- Collected data -

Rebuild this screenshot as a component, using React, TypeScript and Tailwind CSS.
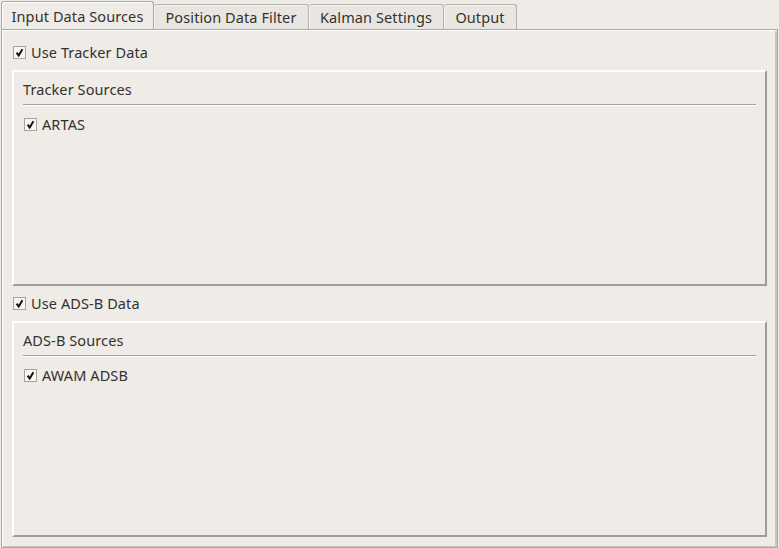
import React from "react";

const font = { fontFamily: '"Noto Sans", "DejaVu Sans", sans-serif' };

const CheckBox = () => (
  <span className="inline-flex h-[13px] w-[13px] shrink-0 items-center justify-center border border-[#a6a29c] bg-[#f7f6f4]">
    <svg width="9" height="9" viewBox="0 0 9 9">
      <path d="M1.6 4.6 L3.7 7.5 L7.4 1.2" fill="none" stroke="#111" strokeWidth="2" />
    </svg>
  </span>
);

const CheckRow = ({ label, className }: { label: string; className?: string }) => (
  <div className={"flex h-[22px] items-center gap-[5px] " + (className ?? "")}>
    <CheckBox />
    <span className="pt-[2px]">{label}</span>
  </div>
);

const Group = ({ title, item }: { title: string; item: string }) => (
  <div className="h-[216px] w-[755px] border-2 border-t-white border-l-white border-r-[#a09c97] border-b-[#a09c97] px-[9px] pt-[7px]">
    <div className="h-[20px] leading-[20px]">{title}</div>
    <div className="mt-[5px] h-[2px] border-t border-t-[#a5a19c] border-b border-b-white" />
    <div className="mt-[8px] flex h-[20px] items-center gap-[5px] pl-[1px]">
      <CheckBox />
      <span className="pt-[1px]">{item}</span>
    </div>
  </div>
);

const tabs = ["Position Data Filter", "Kalman Settings", "Output"];

export default function App() {
  return (
    <div className="h-[548px] w-[779px] bg-[#efebe7] text-[14.5px] tracking-[0.1px] text-[#33322e]" style={font}>
      <div className="flex h-[29px] items-end pl-[1px] pt-[2px]">
        <div className="relative z-10 flex h-[28px] w-[153px] items-center justify-center rounded-t-[3px] border border-b-0 border-[#aaa6a0] bg-[#efebe7] pt-[2px] shadow-[inset_1px_1px_0_white]">
          Input Data Sources
        </div>
        <div className="flex h-[25px] w-[155px] items-center justify-center rounded-t-[3px] border border-b-0 border-l-0 border-[#b4b0aa] bg-[#e9e6e1] pt-[2px] shadow-[inset_1px_1px_0_#f6f4f1]">
          {tabs[0]}
        </div>
        <div className="flex h-[25px] w-[135px] items-center justify-center rounded-t-[3px] border border-b-0 border-l-0 border-[#b4b0aa] bg-[#e9e6e1] pt-[2px] shadow-[inset_1px_1px_0_#f6f4f1]">
          {tabs[1]}
        </div>
        <div className="flex h-[25px] w-[73px] items-center justify-center rounded-t-[3px] border border-b-0 border-l-0 border-[#b4b0aa] bg-[#e9e6e1] pt-[2px] shadow-[inset_1px_1px_0_#f6f4f1]">
          {tabs[2]}
        </div>
      </div>
      <div className="ml-[1px] h-[519px] w-[777px] border border-[#aaa6a0] shadow-[inset_1px_1px_0_white,inset_-2px_-1px_0_#c8c4be] pl-[10px] pt-[11px]">
        <CheckRow label="Use Tracker Data" className="pl-[1px]" />
        <div className="mt-[7px]">
          <Group title="Tracker Sources" item="ARTAS" />
        </div>
        <CheckRow label="Use ADS-B Data" className="mt-[6px] pl-[1px]" />
        <div className="mt-[7px]">
          <Group title="ADS-B Sources" item="AWAM ADSB" />
        </div>
      </div>
    </div>
  );
}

- Brief -
Return the full material word for word. Do not include the pictures.

- Task output -
Rebuild this screenshot as a component, using React, TypeScript and Tailwind CSS.
import React from "react";

const font = { fontFamily: '"Noto Sans", "DejaVu Sans", sans-serif' };

const CheckBox = () => (
  <span className="inline-flex h-[13px] w-[13px] shrink-0 items-center justify-center border border-[#a6a29c] bg-[#f7f6f4]">
    <svg width="9" height="9" viewBox="0 0 9 9">
      <path d="M1.6 4.6 L3.7 7.5 L7.4 1.2" fill="none" stroke="#111" strokeWidth="2" />
    </svg>
  </span>
);

const CheckRow = ({ label, className }: { label: string; className?: string }) => (
  <div className={"flex h-[22px] items-center gap-[5px] " + (className ?? "")}>
    <CheckBox />
    <span className="pt-[2px]">{label}</span>
  </div>
);

const Group = ({ title, item }: { title: string; item: string }) => (
  <div className="h-[216px] w-[755px] border-2 border-t-white border-l-white border-r-[#a09c97] border-b-[#a09c97] px-[9px] pt-[7px]">
    <div className="h-[20px] leading-[20px]">{title}</div>
    <div className="mt-[5px] h-[2px] border-t border-t-[#a5a19c] border-b border-b-white" />
    <div className="mt-[8px] flex h-[20px] items-center gap-[5px] pl-[1px]">
      <CheckBox />
      <span className="pt-[1px]">{item}</span>
    </div>
  </div>
);

const tabs = ["Position Data Filter", "Kalman Settings", "Output"];

export default function App() {
  return (
    <div className="h-[548px] w-[779px] bg-[#efebe7] text-[14.5px] tracking-[0.1px] text-[#33322e]" style={font}>
      <div className="flex h-[29px] items-end pl-[1px] pt-[2px]">
        <div className="relative z-10 flex h-[28px] w-[153px] items-center justify-center rounded-t-[3px] border border-b-0 border-[#aaa6a0] bg-[#efebe7] pt-[2px] shadow-[inset_1px_1px_0_white]">
          Input Data Sources
        </div>
        <div className="flex h-[25px] w-[155px] items-center justify-center rounded-t-[3px] border border-b-0 border-l-0 border-[#b4b0aa] bg-[#e9e6e1] pt-[2px] shadow-[inset_1px_1px_0_#f6f4f1]">
          {tabs[0]}
        </div>
        <div className="flex h-[25px] w-[135px] items-center justify-center rounded-t-[3px] border border-b-0 border-l-0 border-[#b4b0aa] bg-[#e9e6e1] pt-[2px] shadow-[inset_1px_1px_0_#f6f4f1]">
          {tabs[1]}
        </div>
        <div className="flex h-[25px] w-[73px] items-center justify-center rounded-t-[3px] border border-b-0 border-l-0 border-[#b4b0aa] bg-[#e9e6e1] pt-[2px] shadow-[inset_1px_1px_0_#f6f4f1]">
          {tabs[2]}
        </div>
      </div>
      <div className="ml-[1px] h-[519px] w-[777px] border border-[#aaa6a0] shadow-[inset_1px_1px_0_white,inset_-2px_-1px_0_#c8c4be] pl-[10px] pt-[11px]">
        <CheckRow label="Use Tracker Data" className="pl-[1px]" />
        <div className="mt-[7px]">
          <Group title="Tracker Sources" item="ARTAS" />
        </div>
        <CheckRow label="Use ADS-B Data" className="mt-[6px] pl-[1px]" />
        <div className="mt-[7px]">
          <Group title="ADS-B Sources" item="AWAM ADSB" />
        </div>
      </div>
    </div>
  );
}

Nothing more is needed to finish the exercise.